The Compass

The Compass

Empyreal Press,
Montreal, 1993
ISBN 0-921852-04-5
69 pages

The Compass bears testimony to a personal pilgrimage, the poet's quest for self-knowledge and rebirth. Morrissey writes about the individual in relation to family and society. In The Compass Stephen Morrissey examines the lives of his ancestors; he goes deeply into marriage, divorce, and the complexities of modern family life; he celebrates Eros, romance, and the healing transformative powers of love. The Compass is a present day "hero's journey" into the psychic underworld; Morrissey's voice is a masculine one, unafraid of expressing emotions from a male perspective. The poetry of Stephen Morrissey is grippingly confessional. Here is a poet who believes in honesty, personal integrity, and art. In a richly cadenced verse, he offers his own personal experience, illuminated with authentic psychological insight.

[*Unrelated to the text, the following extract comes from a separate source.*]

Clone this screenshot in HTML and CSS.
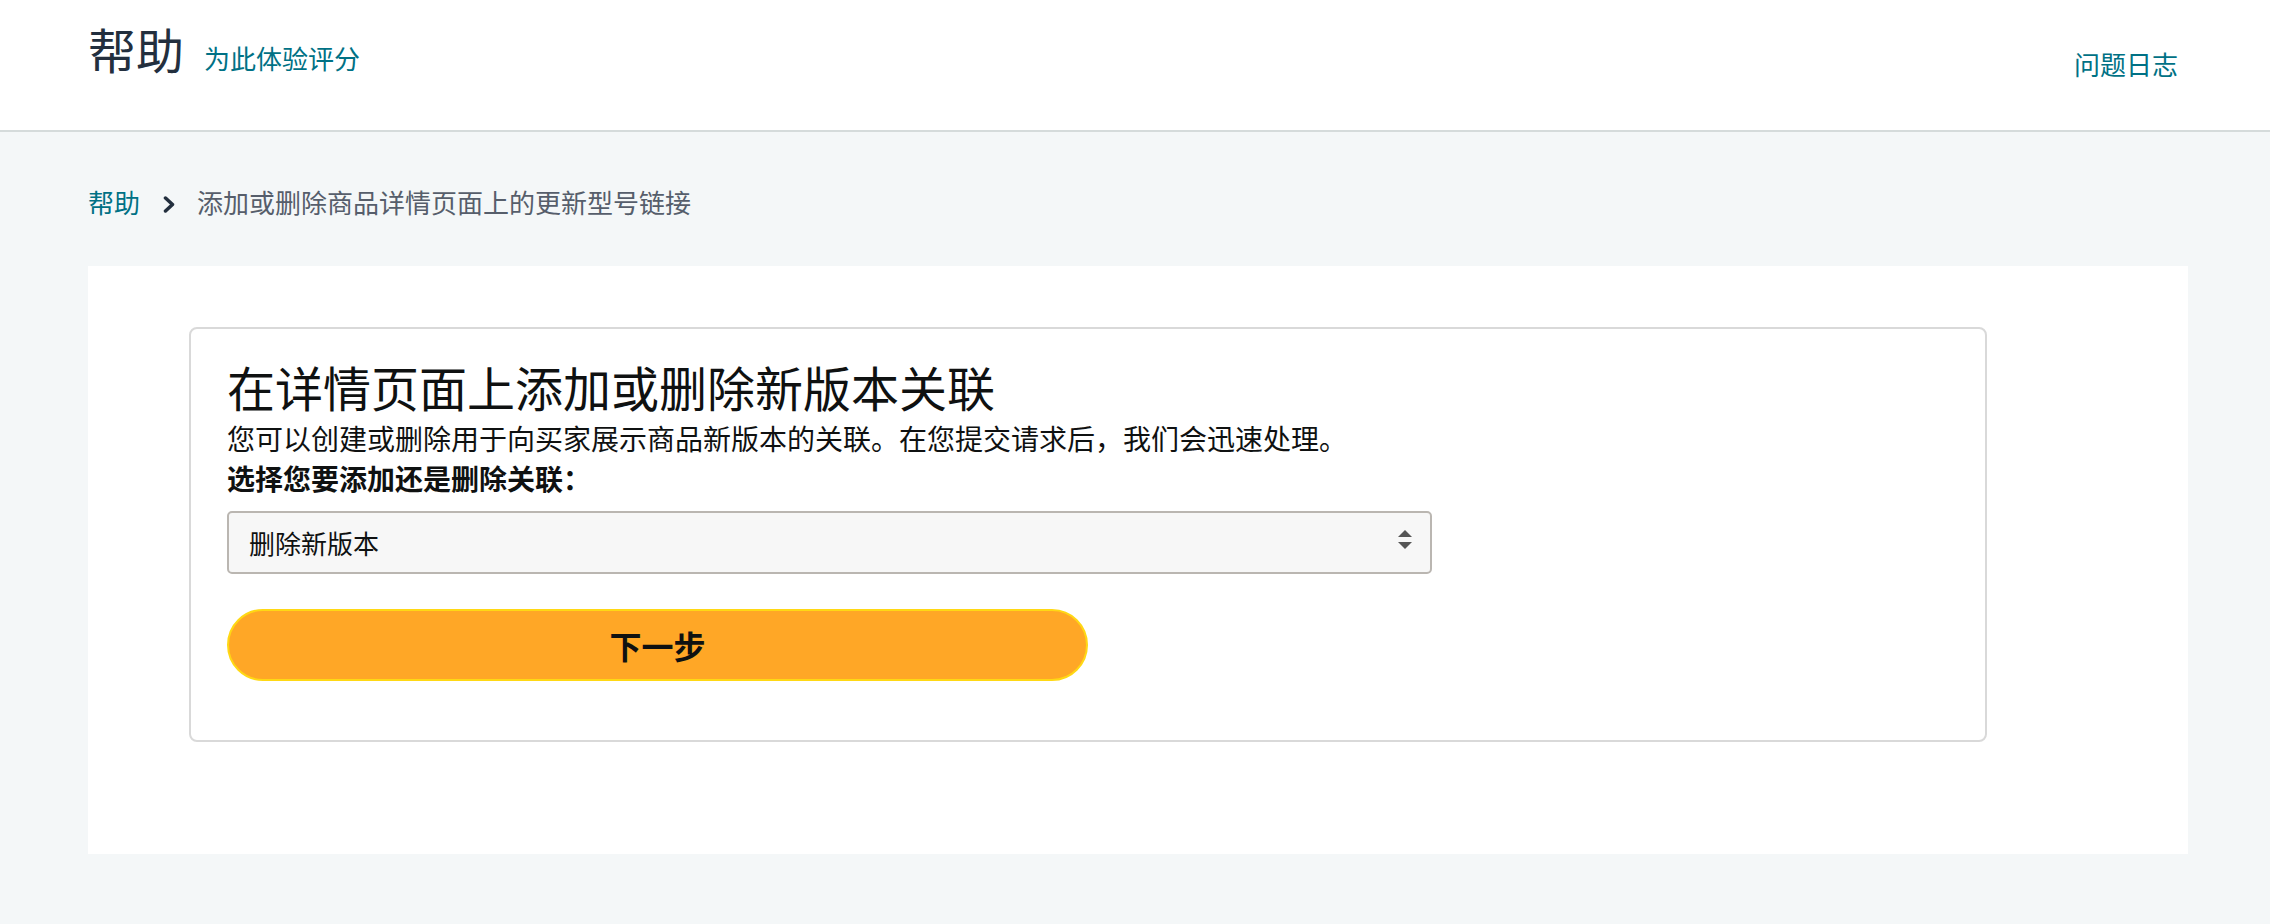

Critical praise for The Compass

These confessional, discursive poems are richly emotive, accumulating energy... Morrissey's poems build to their conclusions, which then open to larger associations. The talent demonstrated is like that of Yeats; Morrissey's lines of stainless steel gleam with a dangerous, piercing beauty.
—George Elliott Clarke, Books in Canada

[I]f release and relief are part of laughter's background, this long compass narrative, which points the way magnetically to the success of human love, ends happily.